En 1984 la mancha urbana de Lagos de Moreno terminaba
de tajo al poniente, en una cerca de piedra que separaba la colonia Lomas del
Valle y un cerro pedregoso, donde habitaban lagartijos, víboras, correcaminos y
liebres, entre otros animales que hoy se repliegan ante una indigna progresión
de calles y casas.
Algunas tardes iba con los
amigos de la cuadra a jugar, a cortar tunas o a escalar unas barranquitas que
se encuentran al sur del actual Centro Universitario, las cuales negreaban como
una costra entre la nopalera y los colorines. Otras veces bajamos a una presita
donde abrevaban vacas solitarias y hacíamos “patitos” en el agua. Alrededor, se
levantaban como gigantes los cerros de la bola y de la campana, así como dos
montículos de piedra, uno apodado “nido de la garza” y otro más, la “silla de
Bartolo Prieto”, donde (decían los adultos) el famoso bandolero del siglo XIX
se sentaba a vigilar las diligencias que circulaban por el camino real a
Guadalajara y a custodiar la cueva de su mítico tesoro. Al fondo, como una
bofetada de luz se extendía el valle, con su retícula de sembradíos y un
permanente ulular de viento y ferrocarril que aún permanece en mi mente.
Otros días tomábamos el
camión urbano (entonces llegaba hasta la esquina de Jacaranda y Aldama) y
bajábamos al centro, para acudir a la permanencia voluntaria del Cine Vera,
donde exhibían las películas de Bruce Lee y los Almada, así como la novedosa
saga de Rocky.

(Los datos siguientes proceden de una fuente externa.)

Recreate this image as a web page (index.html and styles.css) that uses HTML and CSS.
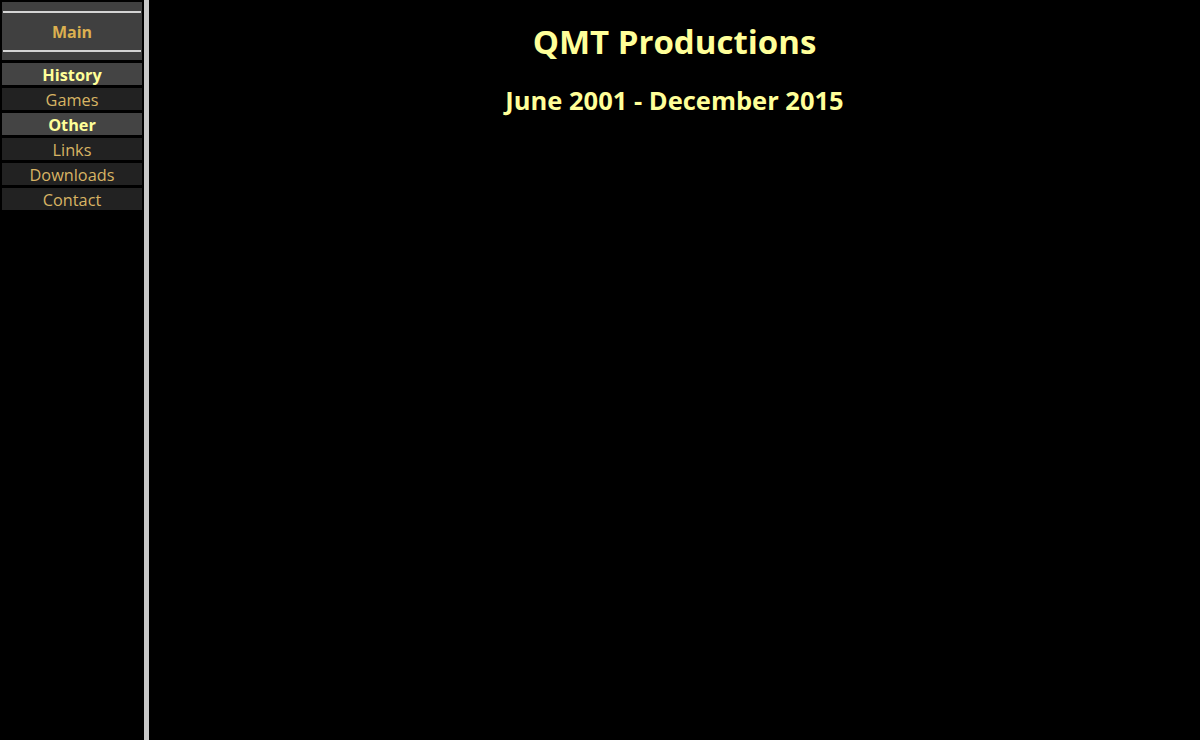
FILE: index.html
```html
<!DOCTYPE html>
<html>
<head>
<meta charset="utf-8">
<title>QMT Productions</title>
<link rel="stylesheet" href="styles.css">
</head>
<body>
<div class="page">
  <nav class="sidebar">
    <div class="main-box">
      <div class="rule"></div>
      <div class="main-label">Main</div>
      <div class="rule"></div>
    </div>
    <div class="item head">History</div>
    <div class="item">Games</div>
    <div class="item head">Other</div>
    <div class="item">Links</div>
    <div class="item">Downloads</div>
    <div class="item">Contact</div>
  </nav>
  <div class="divider"></div>
  <main class="content">
    <h1 class="title">QMT Productions</h1>
    <h2 class="subtitle">June 2001 - December 2015</h2>
  </main>
</div>
</body>
</html>
```
FILE: styles.css
```css
html, body {
  margin: 0;
  padding: 0;
  background: #000;
  height: 100%;
}
body {
  font-family: "Open Sans", "Noto Sans", sans-serif;
}
.page {
  display: flex;
  min-height: 740px;
}
.sidebar {
  width: 140px;
  padding: 2px 2px 0 2px;
  display: flex;
  flex-direction: column;
  gap: 3px;
}
.main-box {
  height: 58px;
  background: #404040;
  display: flex;
  flex-direction: column;
  padding-top: 9px;
  box-sizing: border-box;
}
.rule {
  height: 2px;
  margin: 0 1px;
  background: #d4d4d4;
}
.main-label {
  height: 37px;
  line-height: 38px;
  text-align: center;
  font-weight: bold;
  font-size: 16px;
  color: #dcb050;
}
.item {
  height: 22px;
  line-height: 24px;
  overflow: hidden;
  text-align: center;
  font-size: 16.3px;
  background: #222;
  color: #d8b464;
}
.item.head {
  background: #444;
  font-weight: bold;
  color: #ffff99;
}
.divider {
  width: 5px;
  background: #c8c8c8;
}
.content {
  flex: 1;
  text-align: center;
  color: #ffff99;
}
.title {
  margin: 20px 0 0;
  font-size: 33px;
  line-height: 44px;
  font-weight: bold;
}
.subtitle {
  margin: 19px 0 0;
  font-size: 25.5px;
  line-height: 34px;
  font-weight: bold;
}
```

La Caja Mágica era un
cine más costoso, pero ahí descubrimos con fervor E.T. el extraterrestre y Furia
de titanes.
En 1984 salíamos a jugar a
la calle con los vecinos o los amigos de la escuela, con el patín del diablo,
el bote, la bicicleta o un bate improvisado. Era tiempo de chinchelagua, corto
circuito, avalanchas, choyitas o changais. También jugábamos a las escondidas
en la casa abandonada de la calle Encino, que otros usaban de noche para
defecar o drogarse a sus anchas.
Por mi calle Cedro bajaban
los estudiantes de la preparatoria cada noche. Venían en grupos, algunos con
bata de laboratorio y otros bromeando. Nos parecían enormes y no imaginábamos
en qué momento llegaríamos a los dieciocho, una edad lejana aún.
Hoy, 20 años después, los
niños no van solos al cerro, ni al cine, ni a las casas abandonadas. El país se
exacerba y algunos cerros sólo sirven de madriguera para delincuentes y fosas
mortuorias. No se es fatalista. Es el aroma del fatalismo que nos circunda.